[BEGIN GIVEN MATERIAL]

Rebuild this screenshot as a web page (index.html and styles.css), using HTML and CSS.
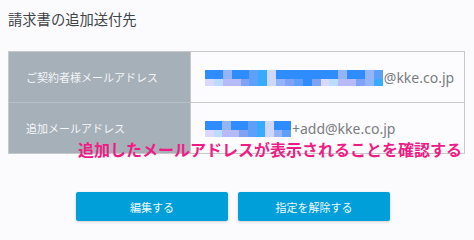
FILE: index.html
```html
<!DOCTYPE html>
<html lang="ja">
<head>
<meta charset="utf-8">
<link rel="stylesheet" href="styles.css">
</head>
<body>
<div class="page">
  <h1 class="title">請求書の追加送付先</h1>
  <div class="info">
    <div class="row">
      <div class="label">ご契約者様メールアドレス</div>
      <div class="value">
        <span class="mosaic m20">
          <i class="a"></i><i class="a"></i><i class="b"></i><i class="a"></i><i class="a"></i><i class="c"></i><i class="d"></i><i class="e"></i><i class="a"></i><i class="a"></i>
          <i class="a"></i><i class="a"></i><i class="a"></i><i class="a"></i><i class="a"></i><i class="b"></i><i class="a"></i><i class="a"></i><i class="b"></i><i class="c"></i>
          <i class="f"></i><i class="g"></i><i class="h"></i><i class="h"></i><i class="i"></i><i class="c"></i><i class="d"></i><i class="e"></i><i class="b"></i><i class="i"></i>
          <i class="c"></i><i class="a"></i><i class="i"></i><i class="f"></i><i class="g"></i><i class="h"></i><i class="h"></i><i class="i"></i><i class="b"></i><i class="d"></i>
        </span><span class="addr">@kke.co.jp</span>
      </div>
    </div>
    <div class="row">
      <div class="label">追加メールアドレス</div>
      <div class="value">
        <span class="mosaic m10">
          <i class="a"></i><i class="a"></i><i class="b"></i><i class="a"></i><i class="a"></i><i class="c"></i><i class="d"></i><i class="e"></i><i class="a"></i><i class="a"></i>
          <i class="f"></i><i class="g"></i><i class="h"></i><i class="h"></i><i class="i"></i><i class="c"></i><i class="d"></i><i class="e"></i><i class="b"></i><i class="c"></i>
        </span><span class="addr">+add@kke.co.jp</span>
      </div>
    </div>
  </div>
  <div class="actions">
    <button class="btn">編集する</button>
    <button class="btn">指定を解除する</button>
  </div>
  <div class="note">追加したメールアドレスが表示されることを確認する</div>
</div>
</body>
</html>
```
FILE: styles.css
```css
html, body {
  margin: 0;
  padding: 0;
  background: #fbfbfd;
}
body {
  font-family: "Noto Sans", "Noto Sans CJK JP", sans-serif;
  width: 474px;
  height: 232px;
  overflow: hidden;
}
.page {
  position: relative;
  padding: 10px 9px 0 8px;
}
.title {
  margin: 0;
  font-size: 14.3px;
  line-height: 20px;
  font-weight: normal;
  color: #3f4448;
}
.info {
  margin-top: 21px;
  border: 1px solid #c6c8ca;
  width: 455px;
}
.row {
  display: grid;
  grid-template-columns: 182px 1fr;
  height: 50px;
}
.row + .row {
  border-top: 1px solid #c6c8ca;
}
.row + .row .label {
  border-top: 1px solid #b8c0c7;
  margin-top: -1px;
}
.label {
  background: #a6b0b9;
  color: #f3f5f7;
  font-size: 11px;
  display: flex;
  align-items: center;
  padding-left: 17px;
  border-right: 1px solid #c6c8ca;
}
.value {
  display: flex;
  align-items: center;
  padding-left: 14px;
  background: #fcfcfe;
}
.mosaic {
  display: grid;
  grid-template-rows: 9px 7px;
  margin-top: 1px;
}
.m20 {
  grid-template-columns: repeat(20, 8.9px);
}
.m10 {
  grid-template-columns: repeat(10, 8.6px);
}
.mosaic i { display: block; }
.mosaic .a { background: #2f8cff; }
.mosaic .b { background: #93b4f6; }
.mosaic .c { background: #5e9ffc; }
.mosaic .d { background: #36abff; }
.mosaic .e { background: #cfd8fa; }
.mosaic .f { background: #dad8fb; }
.mosaic .g { background: #bcdcff; }
.mosaic .h { background: #b6baf6; }
.mosaic .i { background: #7fa2f5; }
.addr {
  font-size: 14px;
  color: #7b7d81;
  margin-left: 1px;
}
.actions {
  display: flex;
  gap: 10px;
  margin-top: 38px;
  padding-left: 68px;
}
.btn {
  width: 152px;
  height: 29px;
  border: none;
  border-radius: 2px;
  background: #009fd9;
  color: #eef8fd;
  font-family: "Noto Sans", "Noto Sans CJK JP", sans-serif;
  font-size: 11px;
  box-shadow: 0 1px 3px rgba(0, 0, 0, 0.18);
  padding: 0;
}
.note {
  position: absolute;
  left: 78px;
  top: 140px;
  font-size: 16px;
  line-height: 20px;
  font-weight: bold;
  color: #f01c85;
  white-space: nowrap;
}
```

[END GIVEN MATERIAL]

Images in the data above are to be skipped. Retype all other material exactly.

Rebuild this screenshot as a web page (index.html and styles.css), using HTML and CSS.
FILE: index.html
```html
<!DOCTYPE html>
<html lang="ja">
<head>
<meta charset="utf-8">
<link rel="stylesheet" href="styles.css">
</head>
<body>
<div class="page">
  <h1 class="title">請求書の追加送付先</h1>
  <div class="info">
    <div class="row">
      <div class="label">ご契約者様メールアドレス</div>
      <div class="value">
        <span class="mosaic m20">
          <i class="a"></i><i class="a"></i><i class="b"></i><i class="a"></i><i class="a"></i><i class="c"></i><i class="d"></i><i class="e"></i><i class="a"></i><i class="a"></i>
          <i class="a"></i><i class="a"></i><i class="a"></i><i class="a"></i><i class="a"></i><i class="b"></i><i class="a"></i><i class="a"></i><i class="b"></i><i class="c"></i>
          <i class="f"></i><i class="g"></i><i class="h"></i><i class="h"></i><i class="i"></i><i class="c"></i><i class="d"></i><i class="e"></i><i class="b"></i><i class="i"></i>
          <i class="c"></i><i class="a"></i><i class="i"></i><i class="f"></i><i class="g"></i><i class="h"></i><i class="h"></i><i class="i"></i><i class="b"></i><i class="d"></i>
        </span><span class="addr">@kke.co.jp</span>
      </div>
    </div>
    <div class="row">
      <div class="label">追加メールアドレス</div>
      <div class="value">
        <span class="mosaic m10">
          <i class="a"></i><i class="a"></i><i class="b"></i><i class="a"></i><i class="a"></i><i class="c"></i><i class="d"></i><i class="e"></i><i class="a"></i><i class="a"></i>
          <i class="f"></i><i class="g"></i><i class="h"></i><i class="h"></i><i class="i"></i><i class="c"></i><i class="d"></i><i class="e"></i><i class="b"></i><i class="c"></i>
        </span><span class="addr">+add@kke.co.jp</span>
      </div>
    </div>
  </div>
  <div class="actions">
    <button class="btn">編集する</button>
    <button class="btn">指定を解除する</button>
  </div>
  <div class="note">追加したメールアドレスが表示されることを確認する</div>
</div>
</body>
</html>
```
FILE: styles.css
```css
html, body {
  margin: 0;
  padding: 0;
  background: #fbfbfd;
}
body {
  font-family: "Noto Sans", "Noto Sans CJK JP", sans-serif;
  width: 474px;
  height: 232px;
  overflow: hidden;
}
.page {
  position: relative;
  padding: 10px 9px 0 8px;
}
.title {
  margin: 0;
  font-size: 14.3px;
  line-height: 20px;
  font-weight: normal;
  color: #3f4448;
}
.info {
  margin-top: 21px;
  border: 1px solid #c6c8ca;
  width: 455px;
}
.row {
  display: grid;
  grid-template-columns: 182px 1fr;
  height: 50px;
}
.row + .row {
  border-top: 1px solid #c6c8ca;
}
.row + .row .label {
  border-top: 1px solid #b8c0c7;
  margin-top: -1px;
}
.label {
  background: #a6b0b9;
  color: #f3f5f7;
  font-size: 11px;
  display: flex;
  align-items: center;
  padding-left: 17px;
  border-right: 1px solid #c6c8ca;
}
.value {
  display: flex;
  align-items: center;
  padding-left: 14px;
  background: #fcfcfe;
}
.mosaic {
  display: grid;
  grid-template-rows: 9px 7px;
  margin-top: 1px;
}
.m20 {
  grid-template-columns: repeat(20, 8.9px);
}
.m10 {
  grid-template-columns: repeat(10, 8.6px);
}
.mosaic i { display: block; }
.mosaic .a { background: #2f8cff; }
.mosaic .b { background: #93b4f6; }
.mosaic .c { background: #5e9ffc; }
.mosaic .d { background: #36abff; }
.mosaic .e { background: #cfd8fa; }
.mosaic .f { background: #dad8fb; }
.mosaic .g { background: #bcdcff; }
.mosaic .h { background: #b6baf6; }
.mosaic .i { background: #7fa2f5; }
.addr {
  font-size: 14px;
  color: #7b7d81;
  margin-left: 1px;
}
.actions {
  display: flex;
  gap: 10px;
  margin-top: 38px;
  padding-left: 68px;
}
.btn {
  width: 152px;
  height: 29px;
  border: none;
  border-radius: 2px;
  background: #009fd9;
  color: #eef8fd;
  font-family: "Noto Sans", "Noto Sans CJK JP", sans-serif;
  font-size: 11px;
  box-shadow: 0 1px 3px rgba(0, 0, 0, 0.18);
  padding: 0;
}
.note {
  position: absolute;
  left: 78px;
  top: 140px;
  font-size: 16px;
  line-height: 20px;
  font-weight: bold;
  color: #f01c85;
  white-space: nowrap;
}
```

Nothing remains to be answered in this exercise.